NEW YORK — All sounds fine in President Joe Biden’s world. That devastating debate? Just a bad night. Those dismal poll numbers? Simply inaccurate. The gloomy election predictions? The same old doomsayers, wrong again. The Democrats who want him to drop out? No one has told him that.

For Biden, the crisis seen by so many Democrats who are not on his payroll — and by some who are — is nothing more than another bump in the road, another obstacle to overcome as he always has. He does not agree that he is slipping as he ages. He does not accept that he is losing to former President Donald Trump. He does not believe much of his own party wants him to step aside.

His prime-time interview that aired Friday night on ABC News was an exercise not just in damage control but in reality control. For much of his long and storied political career, Biden has succeeded through sheer force of will, defying the doubters and the skeptics and the scorners to prove that he could do what no one expected. Yet now, in what may be the most threatened moment of his presidency, that self-confidence leaves him increasingly isolated in his own party.

David Axelrod, a former senior adviser to President Barack Obama who has long expressed worry about Biden’s decision to run again, said the president was rightfully proud of his record. “But he is dangerously out-of-touch with the concerns people have about his capacities moving forward and his standing in this race,” he wrote on social media.

Biden’s performance in the 22-minute session with George Stephanopoulos was not viewed as disastrously as his debate against Trump eight days earlier. But while his most loyal supporters presumably found enough reassurance to stick with him, those who have turned against him or were on the verge of doing so did not seem comforted, and time is running out if the party is to change nominees, as some would like.

While Biden had a ruddier color to his face this time and looked calm and composed with his hands in his lap and legs crossed, he once again sounded hoarse and at times tentative, sometimes struggling to finish a sentence. He was dismissive about concerns about his health, denied that he was more frail and ducked questions about medical tests.

He took responsibility for his debate performance repeatedly — “nobody’s fault but mine” — but then blamed it on exhaustion and sickness and Trump “shouting” and distracting him. He said that he has a cognitive test every day because he is “running the world” and that he would only step aside as a candidate “if the Lord Almighty came down and said, ‘Joe, get out of the race.’ ”
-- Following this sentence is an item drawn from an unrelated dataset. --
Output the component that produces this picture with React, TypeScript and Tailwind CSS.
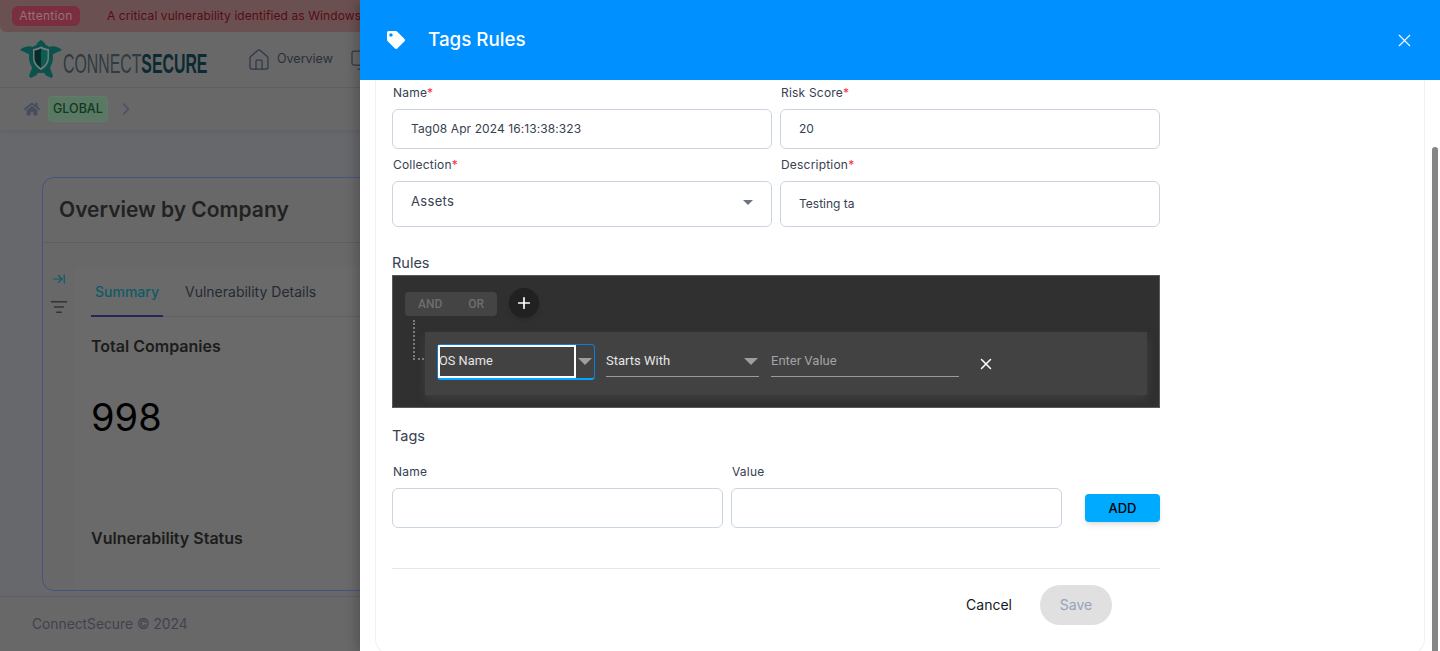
import { ArrowRightToLine, ChevronRight, House, ListFilter, Monitor, Plus, X } from 'lucide-react'
import { FaHome, FaTag } from 'react-icons/fa'

const inter = { fontFamily: 'Inter, sans-serif' }

function Logo() {
  return (
    <div className="flex items-center">
      <svg width="42" height="38" viewBox="0 0 42 38" className="shrink-0 -mt-[2px]">
        <g fill="#0b524c">
          <path d="M21 0c2 1 4.500 3 4.500 5.500h-9C16.500 3 19 1 21 0z" />
          <path d="M0 10c4-3.500 9-4.500 13-3l1.500 6c-2 1.500-5 2-7 .5C5 12.500 2.500 11 0 10z" />
          <path d="M42 10c-4-3.500-9-4.500-13-3l-1.500 6c2 1.500 5 2 7 .5 2.500-1 5-2.500 7.500-3.500z" />
          <path d="M13 25l-4 11 1.500 2 5.500-2.500 3-4z" />
          <path d="M29 25l4 11-1.500 2-5.500-2.500-3-4z" />
          <path d="M21 4c7 0 12 5 12 13s-5 16-12 16S9 25 9 17 14 4 21 4z" />
        </g>
        <path d="M21 6.500c3 1.500 5.500 2.500 8 2.500v8.500c0 6-3.500 10-8 12.500-4.500-2.500-8-6.500-8-12.500V9c2.500 0 5-1 8-2.500z" fill="#747d7b" />
        <path d="M21 8.500c-2.500 1.200-4.500 1.900-6.500 2.100v7c0 5 3 8 6.500 10.500z" fill="#072b2b" />
        <path d="M21 8.500c2.500 1.200 4.500 1.900 6.500 2.100v7c0 5-3 8-6.500 10.500z" fill="#0e5d55" />
      </svg>
      <div className="ml-[1px] mt-2 w-[144px]">
        <div className="origin-left scale-x-[0.566] whitespace-nowrap text-[28px] leading-[28px] text-[#2f3b40]" style={{ fontFamily: '"Liberation Sans", sans-serif' }}>
          CONNECT<span className="font-bold text-[#0c2a33]">SECURE</span>
        </div>
      </div>
    </div>
  )
}

// page behind the drawer, colours already dimmed by the overlay
function Background() {
  return (
    <div className="flex h-[651px] w-[1440px] flex-col bg-[#66686b]" style={inter}>
      <div className="flex h-8 items-center rounded-b-md bg-[#6b5052] pl-3 text-xs">
        <span className="flex h-5 w-[68px] items-center justify-center rounded-md bg-[#7a2f40] tracking-wide text-[#96707a]">Attention</span>
        <span className="ml-[27px] whitespace-nowrap tracking-[0.08px] text-[#550d12]">A critical vulnerability identified as Windows</span>
      </div>
      <div className="flex h-[56px] items-center border-b border-[#5f5f5f] bg-[#686868] pl-5">
        <Logo />
        <div className="ml-[40px] flex items-center text-[#2f3748]">
          <House size={24} strokeWidth={1.25} />
          <span className="ml-[6px] text-[12.500px] text-[#2a2f3a]">Overview</span>
          <Monitor size={24} strokeWidth={1.25} className="ml-[17px]" />
        </div>
      </div>
      <div className="flex h-[42px] items-center bg-[#686868] pl-6 text-[#474c5e] shadow-[0_2px_4px_rgba(0,0,0,0.06)]">
        <FaHome size={16} />
        <span className="ml-2 rounded-sm border border-[#607c68] bg-[#5b7865] px-1 py-[3px] text-[12.500px] font-medium leading-[18px] text-[#0e3a1e]">GLOBAL</span>
        <ChevronRight size={20} className="ml-2 text-[#4c5166]" />
      </div>
      <div className="min-h-0 flex-1 pb-[5px] pl-[42px] pt-[47px]">
        <div className="flex h-full w-[500px] flex-col rounded-l-xl border border-[#44557d] bg-[#686868]">
          <div className="flex h-[65px] items-center border-b border-[#5d5e60] pl-4 text-[21px] font-semibold text-[#222222]">Overview by Company</div>
          <div className="flex min-h-0 flex-1">
            <div className="flex w-[32px] flex-col items-center pt-[29px] text-[#333333]">
              <ArrowRightToLine size={14} className="text-[#0f5a68]" />
              <ListFilter size={18} strokeWidth={2} className="mt-3" />
            </div>
            <div className="mt-[24px] min-w-0 flex-1 bg-[#6a6a6a] pl-4">
              <div className="flex h-[50px] items-end border-b border-[#606060] text-sm">
                <span className="-mb-px border-b-2 border-[#26265a] px-1 pb-[13px] font-medium text-[#0f5a68]">Summary</span>
                <span className="ml-[22px] pb-[14px] text-[#262a33]">Vulnerability Details</span>
              </div>
              <div className="pt-[17px] text-base font-semibold text-[#1c1c1c]">Total Companies</div>
              <div className="mt-[32px] text-[38px] leading-[54px] text-black">998</div>
              <div className="mt-[82px] text-base font-semibold text-[#1c1c1c]">Vulnerability Status</div>
            </div>
          </div>
        </div>
      </div>
      <div className="flex h-[55px] items-center border-t border-[#5f6062] bg-[#686868] pl-8 text-[13.800px] text-[#3f434d]">ConnectSecure © 2024</div>
    </div>
  )
}

function Label({ text, required = true }: { text: string; required?: boolean }) {
  return (
    <label className="mb-2 block pl-[1px] text-xs leading-[17px] tracking-[0.2px] text-[#374151]">
      {text}
      {required && <span className="text-red-500">*</span>}
    </label>
  )
}

function RuleSelect({ label, className }: { label: string; className: string }) {
  return (
    <div className={`flex h-[33px] items-center justify-between border-b border-[#9a9a9a] pt-[2px] ${className}`}>
      <span>{label}</span>
      <span className="mr-[1px] h-0 w-0 border-x-[7px] border-t-[7px] border-x-transparent border-t-[#9e9e9e]" />
    </div>
  )
}

function RulesBuilder() {
  return (
    <div className="h-[133px] border border-[#5a5a5a] bg-[#303030] pl-3 pr-3 pt-3" style={{ fontFamily: 'Roboto, sans-serif' }}>
      <div className="flex items-center">
        <div className="mt-[2px] flex h-6 w-[92px] items-center justify-between rounded-sm bg-[#444444] px-[13px] text-xs font-medium text-[#6e6e6e]">
          <span>AND</span>
          <span>OR</span>
        </div>
        <button className="ml-3 flex h-[30px] w-[30px] items-center justify-center rounded-full bg-[#212121] text-white shadow-md">
          <Plus size={18} strokeWidth={2.25} />
        </button>
      </div>
      <div className="mt-[2px] flex">
        <div className="ml-[8px] h-[40px] w-[11px] border-b-2 border-l-2 border-dotted border-[#7a7a7a]" />
      </div>
      <div className="-mt-[28px] ml-5 flex h-[63px] items-start bg-[#424242] pl-3 pt-3 text-[13px] text-[#e5e5e5] shadow-[0_4px_8px_rgba(80,80,80,0.45)]">
        <div className="flex h-9 w-[158px] rounded-sm border border-b-2 border-[#0b7fd8] border-b-[#00a8ff]">
          <div className="flex h-[33px] w-[138px] items-center border-2 border-white pb-[2px] text-[12.800px]">
            <span className="-ml-px">OS Name</span>
          </div>
          <span className="ml-[2px] mt-[13px] h-0 w-0 border-x-[7px] border-t-[7px] border-x-transparent border-t-[#9e9e9e]" />
        </div>
        <RuleSelect label="Starts With" className="ml-[11px] w-[153px]" />
        <div className="ml-3 flex h-[33px] w-[188px] items-center border-b border-[#9a9a9a] pt-[2px] text-[#a3a3a3]">Enter Value</div>
        <X size={18} strokeWidth={2} className="ml-[18px] mt-[11px] text-white" />
      </div>
    </div>
  )
}

function TagsRulesDrawer() {
  return (
    <div className="absolute inset-y-0 right-0 flex w-[1080px] flex-col bg-white shadow-[-4px_0_10px_rgba(0,0,0,0.2)]" style={inter}>
      <div className="flex h-20 shrink-0 items-center bg-[#0090ff] pl-[27px] pr-[25px] text-white">
        <FaTag size={18} />
        <h2 className="ml-[23px] pt-[1px] text-[18.800px] font-medium">Tags Rules</h2>
        <X size={21} strokeWidth={1.25} className="ml-auto" />
      </div>
      <div className="relative min-h-0 flex-1 pl-[15px] pr-4">
        <div className="h-[calc(100%+4px)] w-[1050px] rounded-b-2xl border-x border-b border-[#eef1f6] pl-4 pt-1">
          <div className="w-[768px]">
            <div className="grid grid-cols-2 gap-x-2">
              <div>
                <Label text="Name" />
                <div className="flex h-10 items-center rounded-md border border-[#cbd5e1] pl-[18px] text-xs tracking-[0.08px] text-[#374151]">Tag08 Apr 2024 16:13:38:323</div>
              </div>
              <div>
                <Label text="Risk Score" />
                <div className="flex h-10 items-center rounded-md border border-[#cbd5e1] pl-[18px] text-xs text-[#374151]">20</div>
              </div>
              <div className="mt-[7px]">
                <Label text="Collection" />
                <div className="flex h-[46px] items-center justify-between rounded-md border border-[#cbd5e1] pb-1 pl-[18px] pr-[18px] text-[13px] tracking-wide text-[#374151]">
                  Assets
                  <span className="h-0 w-0 border-x-[5px] border-t-[5px] border-x-transparent border-t-[#6b7280]" />
                </div>
              </div>
              <div className="mt-[7px]">
                <Label text="Description" />
                <div className="flex h-[46px] items-center rounded-md border border-[#cbd5e1] pl-[18px] text-xs text-[#374151]">Testing ta</div>
              </div>
            </div>
            <div className="mb-[2px] mt-[26px] text-[14.500px] leading-5 text-[#374151]">Rules</div>
            <RulesBuilder />
            <div className="mt-[18px] text-[14.500px] leading-5 text-[#374151]">Tags</div>
            <div className="mt-[17px] flex items-end">
              <div className="w-[331px]">
                <Label text="Name" required={false} />
                <div className="h-10 rounded-md border border-[#cbd5e1]" />
              </div>
              <div className="ml-2 w-[331px]">
                <Label text="Value" required={false} />
                <div className="h-10 rounded-md border border-[#cbd5e1]" />
              </div>
              <button className="mb-[6px] ml-[23px] h-7 w-[75px] rounded-sm bg-[#00aaff] pt-[1px] text-[13px] font-medium text-black shadow-md">ADD</button>
            </div>
            <div className="mt-10 border-t border-[#e2e8f0]" />
            <div className="mt-4 flex items-center pr-[48px]">
              <span className="ml-auto text-sm text-[#111827]">Cancel</span>
              <button className="ml-7 h-10 w-[72px] rounded-full bg-[#e0e0e0] text-sm text-[#94a3b8]">Save</button>
            </div>
          </div>
        </div>
        <div className="absolute bottom-0 right-[2px] top-[67px] w-[6px] rounded-t-full bg-[#858585]" />
      </div>
    </div>
  )
}

export default function App() {
  return (
    <div className="relative h-[651px] w-[1440px] overflow-hidden">
      <Background />
      <TagsRulesDrawer />
    </div>
  )
}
Probably the one line that generated the most irritation among fellow Democrats was his response when Stephanopoulos asked Biden how he would feel in January if he loses to Trump and has to turn the White House back over to the former president. “I’ll feel as long as I gave it my all and I did the goodest job as I know I can do, that’s what this is about,” Biden replied.

Multiple Democrats expressed exasperation at that afterward, declaring that the election was not about earning a participation trophy but about stopping a convicted felon who tried to overturn an election he had lost, urged “termination” of the Constitution to return himself to power and vowed to devote his next term to exacting “retribution” on his adversaries.

At one point, Stephanopoulos even seemed to offer Biden a dignified way out, only to have the president reject it.

“The prevailing sentiment is this,” Stephanopoulos said of Democrats. “They love you, and they will be forever grateful to you for defeating Donald Trump in 2020. They think you’ve done a great job as president, a lot of the successes you outlined. But they are worried about you and the country. And they don’t think you can win. They want you to go with grace, and they will cheer you if you do. What do you say to that?”

“I say the vast majority are not where that — those folks are,” Biden replied, ignoring polls showing roughly half of Democrats think he should withdraw. “I don’t doubt there are some folks there.”

Biden now heads into a week when fellow Democrats will be deciding what to do next.

Some Democratic lawmakers and major donors are organizing efforts to pressure the president into leaving the race or rethinking his approach. The president’s time on television Friday does not seem likely to head that off.

“I can’t imagine it will do much, if anything, to calm the nerves of Democrats on Capitol Hill,” said Jim Manley, a former top aide to Senate Democrats. “We are in for a rough couple of days.”